Instructions for the task:
Would you quote the material below from its first line through the line containing "import React from", exactly and with both ends included?

----

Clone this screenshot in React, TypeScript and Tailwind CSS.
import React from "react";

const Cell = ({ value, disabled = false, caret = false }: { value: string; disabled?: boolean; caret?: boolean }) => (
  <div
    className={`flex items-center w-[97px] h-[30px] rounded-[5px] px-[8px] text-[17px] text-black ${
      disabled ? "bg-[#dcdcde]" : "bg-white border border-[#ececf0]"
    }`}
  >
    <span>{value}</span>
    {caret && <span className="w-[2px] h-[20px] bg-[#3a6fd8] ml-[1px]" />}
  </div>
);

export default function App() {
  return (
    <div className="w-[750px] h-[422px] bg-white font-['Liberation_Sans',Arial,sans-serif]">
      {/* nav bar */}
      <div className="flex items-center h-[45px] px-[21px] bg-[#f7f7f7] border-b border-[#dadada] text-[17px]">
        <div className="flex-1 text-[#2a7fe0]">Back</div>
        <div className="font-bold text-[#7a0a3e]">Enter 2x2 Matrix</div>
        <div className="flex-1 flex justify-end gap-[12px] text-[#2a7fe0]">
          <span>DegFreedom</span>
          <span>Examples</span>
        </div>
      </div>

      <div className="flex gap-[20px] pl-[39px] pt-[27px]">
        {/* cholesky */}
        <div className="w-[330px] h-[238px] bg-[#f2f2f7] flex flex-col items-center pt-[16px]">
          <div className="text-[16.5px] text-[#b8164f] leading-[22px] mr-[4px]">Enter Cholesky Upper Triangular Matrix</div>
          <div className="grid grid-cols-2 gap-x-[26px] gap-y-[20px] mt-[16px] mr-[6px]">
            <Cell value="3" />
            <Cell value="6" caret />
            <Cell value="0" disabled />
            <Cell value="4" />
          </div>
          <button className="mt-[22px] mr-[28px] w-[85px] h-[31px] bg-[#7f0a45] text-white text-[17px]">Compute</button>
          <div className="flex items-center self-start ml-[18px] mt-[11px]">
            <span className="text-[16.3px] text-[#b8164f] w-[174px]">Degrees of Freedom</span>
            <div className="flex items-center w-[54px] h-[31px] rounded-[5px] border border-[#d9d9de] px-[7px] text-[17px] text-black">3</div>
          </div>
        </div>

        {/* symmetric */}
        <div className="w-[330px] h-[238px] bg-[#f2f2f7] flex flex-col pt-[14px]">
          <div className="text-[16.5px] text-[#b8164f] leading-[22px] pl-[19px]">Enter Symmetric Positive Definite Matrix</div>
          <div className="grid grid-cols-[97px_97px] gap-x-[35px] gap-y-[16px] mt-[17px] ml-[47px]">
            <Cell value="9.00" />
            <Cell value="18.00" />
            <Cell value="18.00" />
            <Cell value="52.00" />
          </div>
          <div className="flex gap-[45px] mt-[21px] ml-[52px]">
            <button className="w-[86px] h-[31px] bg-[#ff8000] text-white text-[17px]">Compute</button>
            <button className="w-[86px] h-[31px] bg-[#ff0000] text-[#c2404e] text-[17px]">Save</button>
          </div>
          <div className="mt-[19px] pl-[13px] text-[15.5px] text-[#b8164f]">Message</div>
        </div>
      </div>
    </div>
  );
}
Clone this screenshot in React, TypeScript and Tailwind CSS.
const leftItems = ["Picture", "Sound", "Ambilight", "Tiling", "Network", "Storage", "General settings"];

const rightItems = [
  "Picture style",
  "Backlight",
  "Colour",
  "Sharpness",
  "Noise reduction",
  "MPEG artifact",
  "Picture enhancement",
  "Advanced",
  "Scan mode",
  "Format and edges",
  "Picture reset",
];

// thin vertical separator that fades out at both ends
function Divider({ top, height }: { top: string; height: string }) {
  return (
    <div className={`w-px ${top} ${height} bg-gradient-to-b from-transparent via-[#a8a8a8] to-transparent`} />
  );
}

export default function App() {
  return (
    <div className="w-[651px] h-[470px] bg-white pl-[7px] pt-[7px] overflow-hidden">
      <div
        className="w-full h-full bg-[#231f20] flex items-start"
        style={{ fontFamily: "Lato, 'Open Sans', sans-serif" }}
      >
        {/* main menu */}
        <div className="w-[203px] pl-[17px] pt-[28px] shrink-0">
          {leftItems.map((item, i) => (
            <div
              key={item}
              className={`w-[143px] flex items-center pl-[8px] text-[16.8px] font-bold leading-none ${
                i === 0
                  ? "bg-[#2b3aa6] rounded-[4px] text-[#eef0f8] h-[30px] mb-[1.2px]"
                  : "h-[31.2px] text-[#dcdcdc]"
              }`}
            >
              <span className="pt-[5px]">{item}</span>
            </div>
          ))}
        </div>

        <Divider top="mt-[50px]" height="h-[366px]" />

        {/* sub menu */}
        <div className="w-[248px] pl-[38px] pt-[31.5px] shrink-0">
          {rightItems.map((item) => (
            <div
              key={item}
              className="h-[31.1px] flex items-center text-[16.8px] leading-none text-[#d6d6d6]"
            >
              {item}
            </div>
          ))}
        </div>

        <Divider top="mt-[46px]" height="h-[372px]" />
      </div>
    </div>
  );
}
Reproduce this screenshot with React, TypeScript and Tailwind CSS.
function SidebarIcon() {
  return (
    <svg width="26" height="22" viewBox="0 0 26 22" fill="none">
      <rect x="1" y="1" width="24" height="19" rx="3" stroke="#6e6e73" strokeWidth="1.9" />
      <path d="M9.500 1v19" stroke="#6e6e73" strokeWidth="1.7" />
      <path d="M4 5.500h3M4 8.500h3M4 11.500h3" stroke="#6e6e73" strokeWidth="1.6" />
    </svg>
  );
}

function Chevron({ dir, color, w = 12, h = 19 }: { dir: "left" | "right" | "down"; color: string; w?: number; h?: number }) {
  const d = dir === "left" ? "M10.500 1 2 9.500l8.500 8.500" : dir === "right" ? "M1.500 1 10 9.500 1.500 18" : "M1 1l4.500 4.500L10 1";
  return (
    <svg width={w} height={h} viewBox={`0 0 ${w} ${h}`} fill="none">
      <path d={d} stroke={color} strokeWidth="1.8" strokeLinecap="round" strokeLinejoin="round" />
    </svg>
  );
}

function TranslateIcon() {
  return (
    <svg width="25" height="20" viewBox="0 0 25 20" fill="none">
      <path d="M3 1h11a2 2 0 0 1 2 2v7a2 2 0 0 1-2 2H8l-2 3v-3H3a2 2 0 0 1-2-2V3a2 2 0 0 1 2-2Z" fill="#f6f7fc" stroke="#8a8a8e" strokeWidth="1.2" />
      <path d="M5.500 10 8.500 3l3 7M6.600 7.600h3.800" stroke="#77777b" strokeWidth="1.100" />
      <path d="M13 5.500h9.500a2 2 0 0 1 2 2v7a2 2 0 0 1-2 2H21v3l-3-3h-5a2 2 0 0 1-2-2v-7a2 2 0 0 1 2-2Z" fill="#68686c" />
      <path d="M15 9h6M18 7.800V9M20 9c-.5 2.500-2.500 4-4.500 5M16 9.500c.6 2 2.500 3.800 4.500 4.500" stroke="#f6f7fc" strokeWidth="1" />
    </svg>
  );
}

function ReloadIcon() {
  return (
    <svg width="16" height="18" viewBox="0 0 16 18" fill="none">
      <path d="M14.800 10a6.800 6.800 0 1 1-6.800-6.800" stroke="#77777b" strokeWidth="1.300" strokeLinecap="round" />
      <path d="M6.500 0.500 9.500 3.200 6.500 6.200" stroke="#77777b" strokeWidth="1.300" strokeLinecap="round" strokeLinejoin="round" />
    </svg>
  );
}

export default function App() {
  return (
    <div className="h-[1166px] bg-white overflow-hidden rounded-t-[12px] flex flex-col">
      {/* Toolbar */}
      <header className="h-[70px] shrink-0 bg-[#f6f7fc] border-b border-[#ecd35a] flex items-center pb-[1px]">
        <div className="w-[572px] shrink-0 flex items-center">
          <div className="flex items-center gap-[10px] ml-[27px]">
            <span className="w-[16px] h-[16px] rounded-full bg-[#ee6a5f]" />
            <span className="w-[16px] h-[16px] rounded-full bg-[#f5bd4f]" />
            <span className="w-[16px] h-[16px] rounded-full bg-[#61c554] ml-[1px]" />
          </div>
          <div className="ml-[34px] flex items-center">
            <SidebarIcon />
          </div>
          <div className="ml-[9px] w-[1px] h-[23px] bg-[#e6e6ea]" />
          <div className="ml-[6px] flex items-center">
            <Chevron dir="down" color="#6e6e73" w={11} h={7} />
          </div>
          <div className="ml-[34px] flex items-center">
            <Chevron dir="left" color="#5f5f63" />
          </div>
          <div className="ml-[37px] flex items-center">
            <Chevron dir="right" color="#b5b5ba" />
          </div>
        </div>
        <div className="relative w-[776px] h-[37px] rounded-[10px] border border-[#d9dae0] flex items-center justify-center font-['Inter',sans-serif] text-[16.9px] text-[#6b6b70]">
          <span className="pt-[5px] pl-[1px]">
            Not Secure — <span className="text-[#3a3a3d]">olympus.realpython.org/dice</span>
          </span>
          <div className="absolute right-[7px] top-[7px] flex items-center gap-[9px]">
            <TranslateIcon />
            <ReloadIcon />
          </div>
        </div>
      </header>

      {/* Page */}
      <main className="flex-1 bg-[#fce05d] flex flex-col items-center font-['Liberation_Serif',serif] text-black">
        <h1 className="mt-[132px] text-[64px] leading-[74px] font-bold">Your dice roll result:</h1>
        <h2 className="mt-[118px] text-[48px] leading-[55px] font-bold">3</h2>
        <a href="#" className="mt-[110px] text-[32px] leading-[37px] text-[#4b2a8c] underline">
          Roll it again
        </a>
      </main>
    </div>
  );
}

----

Response:
Clone this screenshot in React, TypeScript and Tailwind CSS.
import React from "react";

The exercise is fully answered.